Request: Write the data below out exactly as it stands. Do not include the pictures.

Collected data:
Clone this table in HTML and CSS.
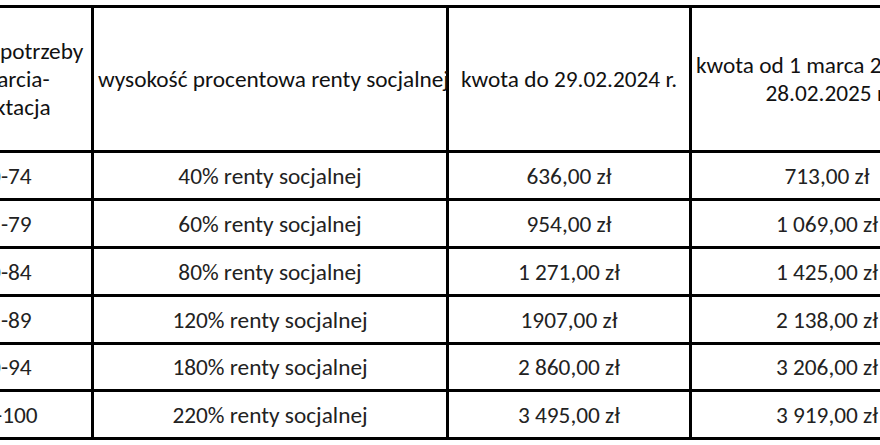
FILE: index.html
```html
<!DOCTYPE html>
<html lang="pl">
<head>
<meta charset="utf-8">
<title>Świadczenie wspierające</title>
<link rel="stylesheet" href="styles.css">
</head>
<body>
<div class="viewport">
  <table class="rates">
    <colgroup>
      <col class="c1"><col class="c2"><col class="c3"><col class="c4">
    </colgroup>
    <thead>
      <tr class="head">
        <th>Poziom potrzeby wsparcia-punktacja</th>
        <th class="nowrap">wysokość procentowa renty socjalnej</th>
        <th>kwota do 29.02.2024 r.</th>
        <th class="wide"><span class="line">kwota od 1 marca 2024 r. do</span><br><span class="line">28.02.2025 r.</span></th>
      </tr>
    </thead>
    <tbody>
      <tr><td>70-74</td><td>40% renty socjalnej</td><td>636,00 zł</td><td>713,00 zł</td></tr>
      <tr><td>75-79</td><td>60% renty socjalnej</td><td>954,00 zł</td><td>1 069,00 zł</td></tr>
      <tr><td>80-84</td><td>80% renty socjalnej</td><td>1 271,00 zł</td><td>1 425,00 zł</td></tr>
      <tr><td>85-89</td><td>120% renty socjalnej</td><td>1907,00 zł</td><td>2 138,00 zł</td></tr>
      <tr class="short"><td>90-94</td><td>180% renty socjalnej</td><td>2 860,00 zł</td><td>3 206,00 zł</td></tr>
      <tr><td>95-100</td><td>220% renty socjalnej</td><td>3 495,00 zł</td><td>3 919,00 zł</td></tr>
    </tbody>
  </table>
</div>
</body>
</html>
```
FILE: styles.css
```css
html, body {
  margin: 0;
  padding: 0;
  background: #ffffff;
  overflow: hidden;
}

.viewport {
  width: 880px;
  height: 445px;
  overflow: hidden;
  padding-top: 5px;
  box-sizing: border-box;
}

.rates {
  margin-left: -85px;
  border-collapse: separate;
  border-spacing: 0;
  border-top: 3px solid #000;
  border-left: 3px solid #000;
  table-layout: fixed;
  width: 1049px;
  font-family: Carlito, Calibri, Lato, "Liberation Sans", sans-serif;
  font-size: 23.3px;
  color: #222222;
}

.c1 { width: 176px; }
.c2 { width: 355px; }
.c3 { width: 243px; }
.c4 { width: 273px; }

.rates th,
.rates td {
  border-right: 3px solid #000;
  border-bottom: 3px solid #000;
  text-align: center;
  vertical-align: middle;
  padding: 0 4px;
  font-weight: normal;
  line-height: 28px;
}

.rates th {
  color: #111;
}

.nowrap {
  white-space: nowrap;
  padding: 0;
}

.wide .line {
  white-space: nowrap;
}

.head { height: 145px; }
tbody tr { height: 48px; }
tbody tr.short { height: 47px; }
```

Task solution:
Clone this table in HTML and CSS.
FILE: index.html
```html
<!DOCTYPE html>
<html lang="pl">
<head>
<meta charset="utf-8">
<title>Świadczenie wspierające</title>
<link rel="stylesheet" href="styles.css">
</head>
<body>
<div class="viewport">
  <table class="rates">
    <colgroup>
      <col class="c1"><col class="c2"><col class="c3"><col class="c4">
    </colgroup>
    <thead>
      <tr class="head">
        <th>Poziom potrzeby wsparcia-punktacja</th>
        <th class="nowrap">wysokość procentowa renty socjalnej</th>
        <th>kwota do 29.02.2024 r.</th>
        <th class="wide"><span class="line">kwota od 1 marca 2024 r. do</span><br><span class="line">28.02.2025 r.</span></th>
      </tr>
    </thead>
    <tbody>
      <tr><td>70-74</td><td>40% renty socjalnej</td><td>636,00 zł</td><td>713,00 zł</td></tr>
      <tr><td>75-79</td><td>60% renty socjalnej</td><td>954,00 zł</td><td>1 069,00 zł</td></tr>
      <tr><td>80-84</td><td>80% renty socjalnej</td><td>1 271,00 zł</td><td>1 425,00 zł</td></tr>
      <tr><td>85-89</td><td>120% renty socjalnej</td><td>1907,00 zł</td><td>2 138,00 zł</td></tr>
      <tr class="short"><td>90-94</td><td>180% renty socjalnej</td><td>2 860,00 zł</td><td>3 206,00 zł</td></tr>
      <tr><td>95-100</td><td>220% renty socjalnej</td><td>3 495,00 zł</td><td>3 919,00 zł</td></tr>
    </tbody>
  </table>
</div>
</body>
</html>
```
FILE: styles.css
```css
html, body {
  margin: 0;
  padding: 0;
  background: #ffffff;
  overflow: hidden;
}

.viewport {
  width: 880px;
  height: 445px;
  overflow: hidden;
  padding-top: 5px;
  box-sizing: border-box;
}

.rates {
  margin-left: -85px;
  border-collapse: separate;
  border-spacing: 0;
  border-top: 3px solid #000;
  border-left: 3px solid #000;
  table-layout: fixed;
  width: 1049px;
  font-family: Carlito, Calibri, Lato, "Liberation Sans", sans-serif;
  font-size: 23.3px;
  color: #222222;
}

.c1 { width: 176px; }
.c2 { width: 355px; }
.c3 { width: 243px; }
.c4 { width: 273px; }

.rates th,
.rates td {
  border-right: 3px solid #000;
  border-bottom: 3px solid #000;
  text-align: center;
  vertical-align: middle;
  padding: 0 4px;
  font-weight: normal;
  line-height: 28px;
}

.rates th {
  color: #111;
}

.nowrap {
  white-space: nowrap;
  padding: 0;
}

.wide .line {
  white-space: nowrap;
}

.head { height: 145px; }
tbody tr { height: 48px; }
tbody tr.short { height: 47px; }
```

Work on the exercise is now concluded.